6. But the second proposition contended for, namely, that an arrangement under which the parents have agreed to abandon the custody of their child to a third person is a revocable arrangement, requires, I think, this very important qualification, that the Court will not allow parents, who have abandoned the custody of their children to third persons, to attempt capriciously to re-assert their rights without showing that the welfare of the children warrants and requires such action on their part. Moreover the policy of the legislature, as shewn by the various Acts passed in England for the regulation of the custody of infants, and by the Guardian and Wards Act in this country, appears to be to invest the Courts with a large discretion to be exercised for the protection of the welfare and well-being of children. I have no doubt that in a case such as the present, where the parents, in pursuance of an arrangement deliberately entered into by them, have resigned their parental authority, the Court in exercising its powers of interference with the custody of a child at the instance of the parents should be guided mainly, if not entirely, by what it conceives to be best for the welfare and well-being of the child.

7. In this case what I find is that the parents, on the plea of being unable to maintain and support the child, agree to make it over to persons who they have reason to suppose will treat the child kindly and affectionately, intending that the child should become and remain a member of the new guardian's family. Then, without any explanation or any suggestion of a change in the circumstances requiring the re-assertion of the parental authority, the parents come forward and ask to have the care and custody of the child re-committed to them. They do not pretend that the interest of the child in any sense requires that its custody should now be changed, nor do they say that the welfare of the child demands the re-exercise of the parental authority which they abandoned two-and-a-half years ago.
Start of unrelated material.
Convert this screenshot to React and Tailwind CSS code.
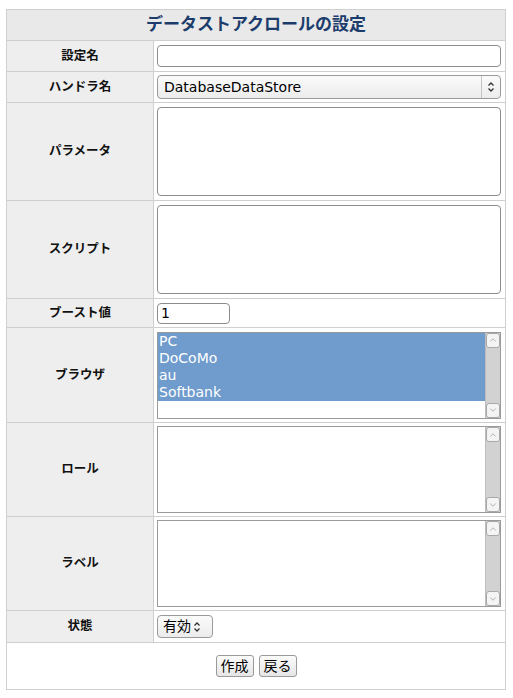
import { ChevronUp, ChevronDown } from 'lucide-react'

const jp = { fontFamily: '"DejaVu Sans", "Noto Sans CJK JP", sans-serif' }

const UpDown = () => (
	<svg width="8" height="12" viewBox="0 0 8 12" fill="none" stroke="#333" strokeWidth="1.3">
		<path d="M1.5 4.5 L4 2 L6.5 4.5" />
		<path d="M1.5 7.5 L4 10 L6.5 7.5" />
	</svg>
)

const ListBox = ({ items = [], selected = [] }) => (
	<div className="flex h-[87px] w-[344px] border border-[#9a9a9a] bg-white">
		<div className="flex-1 text-[14px] leading-[17px]">
			{items.map(item => (
				<div
					key={item}
					className={`pl-[1px] ${selected.includes(item) ? 'bg-[#6f9bcd] text-white' : 'text-black'}`}
				>
					{item}
				</div>
			))}
		</div>
		<div className="flex w-[15px] flex-col bg-[#d2d2d2] border-l border-[#bdbdbd]">
			<div className="flex h-[15px] items-center justify-center rounded-[3px] border border-[#a8a8a8] bg-[#f4f4f4]">
				<ChevronUp size={10} strokeWidth={1.5} color="#888" />
			</div>
			<div className="flex-1" />
			<div className="flex h-[15px] items-center justify-center rounded-[3px] border border-[#a8a8a8] bg-[#f4f4f4]">
				<ChevronDown size={10} strokeWidth={1.5} color="#888" />
			</div>
		</div>
	</div>
)

const Row = ({ label, height, children }) => (
	<tr style={{ height }}>
		<th className="w-[147px] border border-[#cfcfcf] bg-[#eeeeee] text-center text-[12.5px] font-bold text-[#111]">
			{label}
		</th>
		<td className="border border-[#cfcfcf] bg-white px-[3px] align-middle">{children}</td>
	</tr>
)

const btn =
	'h-[22px] rounded-[3px] border border-[#9a9a9a] bg-gradient-to-b from-[#fbfbfb] to-[#e6e6e6] px-[4px] text-[14px] text-black'

export default function App() {
	return (
		<div className="min-h-[698px] bg-white pl-[6px] pt-[9px]" style={jp}>
			<table className="w-[500px] border-collapse border border-[#cfcfcf]">
				<tbody>
					<tr className="h-[31px]">
						<th
							colSpan={2}
							className="border border-[#cfcfcf] bg-[#e9e9e9] text-center text-[17px] font-bold text-[#1c3c6c]"
						>
							データストアクロールの設定
						</th>
					</tr>
					<Row label="設定名" height={31}>
						<input
							type="text"
							className="block h-[22px] w-[344px] rounded-[4px] border border-[#8c8c8c] bg-white px-1 text-[14px]"
						/>
					</Row>
					<Row label="ハンドラ名" height={31}>
						<div className="flex h-[24px] w-[344px] items-center rounded-[4px] border border-[#9a9a9a] bg-gradient-to-b from-[#fbfbfb] to-[#ececec] text-[14px] text-black">
							<span className="flex-1 pl-[6px]">DatabaseDataStore</span>
							<span className="flex h-full w-[19px] items-center justify-center border-l border-[#c4c4c4]">
								<UpDown />
							</span>
						</div>
					</Row>
					<Row label="パラメータ" height={98}>
						<textarea className="block h-[89px] w-[344px] resize-none rounded-[4px] border border-[#8c8c8c] bg-white" />
					</Row>
					<Row label="スクリプト" height={98}>
						<textarea className="block h-[89px] w-[344px] resize-none rounded-[4px] border border-[#8c8c8c] bg-white" />
					</Row>
					<Row label="ブースト値" height={29}>
						<input
							type="text"
							defaultValue="1"
							className="block h-[21px] w-[73px] rounded-[4px] border border-[#8c8c8c] bg-white px-[3px] text-[14px] text-black"
						/>
					</Row>
					<Row label="ブラウザ" height={95}>
						<ListBox items={['PC', 'DoCoMo', 'au', 'Softbank']} selected={['PC', 'DoCoMo', 'au', 'Softbank']} />
					</Row>
					<Row label="ロール" height={94}>
						<ListBox />
					</Row>
					<Row label="ラベル" height={94}>
						<ListBox />
					</Row>
					<Row label="状態" height={32}>
						<div className="flex h-[23px] w-[56px] items-center rounded-[4px] border border-[#9a9a9a] bg-gradient-to-b from-[#fbfbfb] to-[#ececec] text-[14px] text-black">
							<span className="pl-[5px]">有効</span>
							<span className="ml-[2px] flex items-center">
								<UpDown />
							</span>
						</div>
					</Row>
					<tr className="h-[47px]">
						<td colSpan={2} className="border border-[#cfcfcf] bg-white text-center align-middle">
							<div className="flex justify-center gap-[5px]">
								<button className={btn}>作成</button>
								<button className={btn}>戻る</button>
							</div>
						</td>
					</tr>
				</tbody>
			</table>
		</div>
	)
}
8. I cannot moreover close my eyes to the fact that in making the application they put forward an untrue and totally misleading account as to the circumstances under which the child came under the control of Mr. and Mrs. Allen. There can, I think be no doubt that the parents of the girl are in an entirely impecunious condition. The only regular income which they possess is a salary of Rs. 10 per month, which the mother receives for her services as an ayah, and nothing else of a definite character is alleged on the part of the parents to show that they are possessed of any means whatever to enable them to support the child.

9. On the other hand, there is no doubt the girl has for the last two-and-a-half years been brought up in a comfortable manner. She has received a Christian training, and has been educated in the Loretto School. I am now asked to make an order which will have the effect of depriving the girl of these advantages.

10. I do not think it was intended, on the part of Mr. and Mrs. Allen, that it should be alleged that the object of the parents in seeking to obtain the custody of this child was that she might be devoted to a life of immorality; but having regard to all the circumstances, I cannot help thinking that the parents in making the present application are actuated, not by a desire to secure the future well-being of the child, but by a hope of obtaining a pecuniary advantage for themselves, probably through some matrimonial alliance which they are anxious to promote. To remove the girl from her present custody would be to expose her to a method and mode of life for which her up-bringing and course of training for the past two-and-a-half years has rendered her wholly unfit. I think I should be doing a wrong to the child if, upon the facts before me, I were to make an order to restore her to her parents.

11. This rule must therefore be discharged.

Sale, J.(to Mr. Dunne.)

12. Do you press for costs

Mr. Dunne

13. I am instructed to press for costs.

Sale, J.

14. Then the rule will be discharged with costs.